Furthermore, the Court considers that, in dismissing the applicant's
complaint that the proceedings in his case had exceeded a reasonable
time, the Gdańsk Regional Court failed to apply standards which
were in conformity with the principles embodied in the Court's
case-law (see Majewski v. Poland, no. 52690/99, § 36, 11
October 2005). In particular, the domestic court did not take into
consideration the period before the entry into force of the 2004 Act
on 17 September 2004.
- Having
regard to its case-law on the subject, the Court considers that in
the instant case the length of the proceedings was excessive and
failed to meet the “reasonable time” requirement.
There
has accordingly been a breach of Article 6 § 1.

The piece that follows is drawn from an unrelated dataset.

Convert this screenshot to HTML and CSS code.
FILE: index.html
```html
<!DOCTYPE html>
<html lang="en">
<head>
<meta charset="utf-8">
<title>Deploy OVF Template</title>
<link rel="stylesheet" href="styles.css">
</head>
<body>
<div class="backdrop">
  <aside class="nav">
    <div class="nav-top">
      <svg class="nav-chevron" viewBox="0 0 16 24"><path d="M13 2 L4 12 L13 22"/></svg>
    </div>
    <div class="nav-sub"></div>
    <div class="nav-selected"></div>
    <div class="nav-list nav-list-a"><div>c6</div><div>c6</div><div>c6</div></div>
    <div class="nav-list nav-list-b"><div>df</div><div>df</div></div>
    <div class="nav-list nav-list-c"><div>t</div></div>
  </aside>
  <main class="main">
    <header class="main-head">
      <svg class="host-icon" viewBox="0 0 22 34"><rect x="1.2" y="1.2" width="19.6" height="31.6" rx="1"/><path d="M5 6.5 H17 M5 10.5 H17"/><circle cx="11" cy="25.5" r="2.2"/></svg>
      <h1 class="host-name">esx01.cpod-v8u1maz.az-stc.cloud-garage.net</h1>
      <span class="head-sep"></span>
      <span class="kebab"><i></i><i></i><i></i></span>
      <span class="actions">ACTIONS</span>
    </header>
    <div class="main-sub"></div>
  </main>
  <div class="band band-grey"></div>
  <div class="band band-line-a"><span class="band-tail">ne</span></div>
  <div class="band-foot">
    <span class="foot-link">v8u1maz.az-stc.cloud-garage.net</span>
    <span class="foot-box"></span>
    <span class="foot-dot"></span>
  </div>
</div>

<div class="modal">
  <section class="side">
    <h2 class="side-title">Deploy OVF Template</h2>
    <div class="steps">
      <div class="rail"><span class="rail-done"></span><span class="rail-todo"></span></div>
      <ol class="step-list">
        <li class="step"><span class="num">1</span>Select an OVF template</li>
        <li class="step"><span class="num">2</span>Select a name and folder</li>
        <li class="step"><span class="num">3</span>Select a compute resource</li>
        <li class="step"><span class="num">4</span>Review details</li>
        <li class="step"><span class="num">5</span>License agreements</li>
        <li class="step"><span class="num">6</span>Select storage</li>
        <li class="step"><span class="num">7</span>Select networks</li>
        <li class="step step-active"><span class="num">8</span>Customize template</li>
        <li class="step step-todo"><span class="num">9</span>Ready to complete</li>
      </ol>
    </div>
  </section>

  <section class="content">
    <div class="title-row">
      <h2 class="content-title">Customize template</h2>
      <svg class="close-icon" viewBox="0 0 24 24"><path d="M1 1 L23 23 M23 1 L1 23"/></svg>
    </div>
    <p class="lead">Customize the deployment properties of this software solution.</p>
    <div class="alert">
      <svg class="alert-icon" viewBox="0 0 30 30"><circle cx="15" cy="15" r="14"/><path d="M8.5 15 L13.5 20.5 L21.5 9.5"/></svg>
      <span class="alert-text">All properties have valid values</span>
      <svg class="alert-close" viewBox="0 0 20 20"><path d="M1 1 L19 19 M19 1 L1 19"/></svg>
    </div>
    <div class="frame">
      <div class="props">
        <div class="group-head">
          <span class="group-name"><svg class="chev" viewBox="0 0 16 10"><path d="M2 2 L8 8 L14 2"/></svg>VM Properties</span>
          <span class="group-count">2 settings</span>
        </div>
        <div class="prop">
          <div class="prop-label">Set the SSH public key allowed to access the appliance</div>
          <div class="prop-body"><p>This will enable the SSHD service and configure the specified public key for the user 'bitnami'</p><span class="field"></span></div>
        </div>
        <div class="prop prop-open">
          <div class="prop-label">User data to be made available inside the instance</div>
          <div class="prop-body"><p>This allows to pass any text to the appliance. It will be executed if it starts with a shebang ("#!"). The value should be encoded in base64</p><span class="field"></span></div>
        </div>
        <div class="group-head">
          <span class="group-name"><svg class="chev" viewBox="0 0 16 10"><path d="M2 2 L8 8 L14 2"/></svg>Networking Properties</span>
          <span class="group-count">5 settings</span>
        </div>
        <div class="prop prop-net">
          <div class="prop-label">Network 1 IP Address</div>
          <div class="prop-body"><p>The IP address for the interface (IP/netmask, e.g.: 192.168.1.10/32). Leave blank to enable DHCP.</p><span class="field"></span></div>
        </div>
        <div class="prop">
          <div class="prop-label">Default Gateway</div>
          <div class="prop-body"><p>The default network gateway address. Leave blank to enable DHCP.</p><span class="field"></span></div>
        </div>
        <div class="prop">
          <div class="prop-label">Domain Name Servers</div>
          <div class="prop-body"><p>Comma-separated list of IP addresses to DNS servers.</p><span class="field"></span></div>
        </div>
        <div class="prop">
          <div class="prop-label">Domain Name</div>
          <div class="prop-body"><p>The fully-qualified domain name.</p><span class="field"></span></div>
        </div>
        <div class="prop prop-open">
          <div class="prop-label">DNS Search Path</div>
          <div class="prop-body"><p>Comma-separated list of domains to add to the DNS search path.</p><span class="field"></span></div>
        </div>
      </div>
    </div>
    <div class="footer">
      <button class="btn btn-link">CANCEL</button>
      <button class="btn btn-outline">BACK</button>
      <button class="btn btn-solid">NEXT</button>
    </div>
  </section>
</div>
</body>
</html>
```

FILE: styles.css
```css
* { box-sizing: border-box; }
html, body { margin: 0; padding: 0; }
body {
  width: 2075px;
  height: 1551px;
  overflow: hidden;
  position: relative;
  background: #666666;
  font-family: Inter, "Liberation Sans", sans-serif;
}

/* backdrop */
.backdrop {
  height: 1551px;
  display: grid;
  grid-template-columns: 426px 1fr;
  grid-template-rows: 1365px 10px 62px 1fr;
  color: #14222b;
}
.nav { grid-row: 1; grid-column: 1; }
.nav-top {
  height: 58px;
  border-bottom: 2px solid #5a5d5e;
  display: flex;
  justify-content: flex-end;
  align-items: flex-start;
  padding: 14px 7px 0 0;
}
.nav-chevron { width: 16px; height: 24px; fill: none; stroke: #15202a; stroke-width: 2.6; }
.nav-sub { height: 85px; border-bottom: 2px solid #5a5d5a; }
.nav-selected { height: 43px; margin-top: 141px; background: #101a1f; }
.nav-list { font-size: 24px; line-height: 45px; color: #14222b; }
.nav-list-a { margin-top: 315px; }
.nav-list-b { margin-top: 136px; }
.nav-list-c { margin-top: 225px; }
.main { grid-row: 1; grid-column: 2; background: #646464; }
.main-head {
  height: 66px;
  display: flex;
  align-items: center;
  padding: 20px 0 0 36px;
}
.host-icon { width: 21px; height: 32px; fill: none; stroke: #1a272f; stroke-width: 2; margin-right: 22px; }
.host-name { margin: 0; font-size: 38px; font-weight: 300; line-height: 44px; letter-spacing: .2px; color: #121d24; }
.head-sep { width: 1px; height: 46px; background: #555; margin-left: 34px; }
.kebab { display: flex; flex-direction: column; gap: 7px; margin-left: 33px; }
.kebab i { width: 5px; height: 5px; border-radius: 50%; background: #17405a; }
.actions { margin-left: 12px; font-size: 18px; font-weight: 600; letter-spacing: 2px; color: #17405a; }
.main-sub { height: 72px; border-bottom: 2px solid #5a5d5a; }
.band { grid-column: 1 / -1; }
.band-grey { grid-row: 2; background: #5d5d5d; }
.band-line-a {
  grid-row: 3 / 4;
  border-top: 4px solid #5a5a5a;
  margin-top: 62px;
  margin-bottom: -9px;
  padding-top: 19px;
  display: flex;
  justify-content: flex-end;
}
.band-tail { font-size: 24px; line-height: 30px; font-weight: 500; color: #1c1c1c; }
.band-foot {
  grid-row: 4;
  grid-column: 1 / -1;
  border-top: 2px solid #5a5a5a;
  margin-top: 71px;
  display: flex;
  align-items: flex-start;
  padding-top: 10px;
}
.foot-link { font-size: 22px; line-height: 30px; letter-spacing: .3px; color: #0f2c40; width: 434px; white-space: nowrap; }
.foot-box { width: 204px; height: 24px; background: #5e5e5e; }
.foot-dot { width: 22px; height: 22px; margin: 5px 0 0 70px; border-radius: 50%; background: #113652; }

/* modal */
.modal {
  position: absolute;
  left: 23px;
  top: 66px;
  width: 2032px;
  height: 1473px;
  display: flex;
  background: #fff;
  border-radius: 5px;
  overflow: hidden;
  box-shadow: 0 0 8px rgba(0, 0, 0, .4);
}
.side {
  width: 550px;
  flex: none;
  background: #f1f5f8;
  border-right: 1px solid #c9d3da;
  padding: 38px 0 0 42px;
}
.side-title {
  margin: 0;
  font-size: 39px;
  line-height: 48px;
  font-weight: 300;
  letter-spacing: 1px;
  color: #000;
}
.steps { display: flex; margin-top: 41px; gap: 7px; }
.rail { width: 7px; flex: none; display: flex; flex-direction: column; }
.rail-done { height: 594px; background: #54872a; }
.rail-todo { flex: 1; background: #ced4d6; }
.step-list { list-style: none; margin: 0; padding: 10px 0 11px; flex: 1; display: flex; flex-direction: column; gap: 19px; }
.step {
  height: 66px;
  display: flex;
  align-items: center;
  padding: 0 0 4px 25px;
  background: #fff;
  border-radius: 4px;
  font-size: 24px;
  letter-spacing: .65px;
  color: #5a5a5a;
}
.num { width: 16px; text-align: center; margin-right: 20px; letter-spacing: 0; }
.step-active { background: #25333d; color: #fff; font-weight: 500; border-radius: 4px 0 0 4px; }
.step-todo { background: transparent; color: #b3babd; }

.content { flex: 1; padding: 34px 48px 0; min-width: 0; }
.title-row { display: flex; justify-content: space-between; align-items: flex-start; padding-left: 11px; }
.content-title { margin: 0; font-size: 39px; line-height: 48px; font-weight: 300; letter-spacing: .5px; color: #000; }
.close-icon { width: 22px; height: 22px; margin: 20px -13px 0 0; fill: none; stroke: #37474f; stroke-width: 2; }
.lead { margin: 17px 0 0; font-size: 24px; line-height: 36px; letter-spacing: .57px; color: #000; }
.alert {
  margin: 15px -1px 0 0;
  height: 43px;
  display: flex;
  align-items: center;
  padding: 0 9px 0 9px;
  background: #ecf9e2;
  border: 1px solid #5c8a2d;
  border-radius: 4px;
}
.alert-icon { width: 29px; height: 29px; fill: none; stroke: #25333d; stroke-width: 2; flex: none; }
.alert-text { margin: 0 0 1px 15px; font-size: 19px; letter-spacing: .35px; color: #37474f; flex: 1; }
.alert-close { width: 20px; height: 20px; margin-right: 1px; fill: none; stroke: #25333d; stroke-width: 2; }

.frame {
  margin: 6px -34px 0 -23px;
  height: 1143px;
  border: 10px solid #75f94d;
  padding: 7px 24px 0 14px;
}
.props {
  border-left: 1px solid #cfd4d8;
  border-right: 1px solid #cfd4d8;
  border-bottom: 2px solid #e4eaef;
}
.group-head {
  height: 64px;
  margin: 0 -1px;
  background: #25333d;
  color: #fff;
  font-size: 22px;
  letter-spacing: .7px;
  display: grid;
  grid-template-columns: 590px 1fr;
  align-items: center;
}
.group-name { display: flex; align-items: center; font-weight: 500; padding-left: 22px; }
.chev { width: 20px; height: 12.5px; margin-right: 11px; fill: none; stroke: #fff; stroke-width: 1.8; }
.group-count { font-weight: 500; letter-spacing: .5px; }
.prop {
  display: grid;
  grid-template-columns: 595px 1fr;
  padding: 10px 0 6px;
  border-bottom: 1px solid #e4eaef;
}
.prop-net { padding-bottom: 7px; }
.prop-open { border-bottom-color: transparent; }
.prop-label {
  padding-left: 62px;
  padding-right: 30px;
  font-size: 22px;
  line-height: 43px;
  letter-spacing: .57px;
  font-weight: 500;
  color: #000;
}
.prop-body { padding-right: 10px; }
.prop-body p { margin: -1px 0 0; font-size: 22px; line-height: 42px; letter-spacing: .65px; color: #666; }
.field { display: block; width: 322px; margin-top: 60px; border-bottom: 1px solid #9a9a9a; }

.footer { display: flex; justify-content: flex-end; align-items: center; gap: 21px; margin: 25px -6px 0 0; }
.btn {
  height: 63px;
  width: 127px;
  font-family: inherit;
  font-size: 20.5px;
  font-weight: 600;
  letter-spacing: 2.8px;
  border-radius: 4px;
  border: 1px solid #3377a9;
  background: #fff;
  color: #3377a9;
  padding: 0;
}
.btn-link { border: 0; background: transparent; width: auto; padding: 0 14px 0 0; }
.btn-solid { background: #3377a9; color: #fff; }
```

III. APPLICATION OF ARTICLE 41 OF THE CONVENTION
- Article 41 of the Convention provides:
“If the Court finds that there has been a
violation of the Convention or the Protocols thereto, and if the
internal law of the High Contracting Party concerned allows only
partial reparation to be made, the Court shall, if necessary, afford
just satisfaction to the injured party.”
- The applicant did not submit a claim for just
satisfaction.
FOR THESE REASONS, THE COURT UNANIMOUSLY
- Declares the complaint concerning the excessive
length of the proceedings admissible and the remainder of the
application inadmissible;
- Holds that there has been a violation of Article
6 § 1 of the Convention.
Done in English, and notified in writing on 13 November 2008,
pursuant to Rule 77 §§ 2 and 3 of the Rules of Court.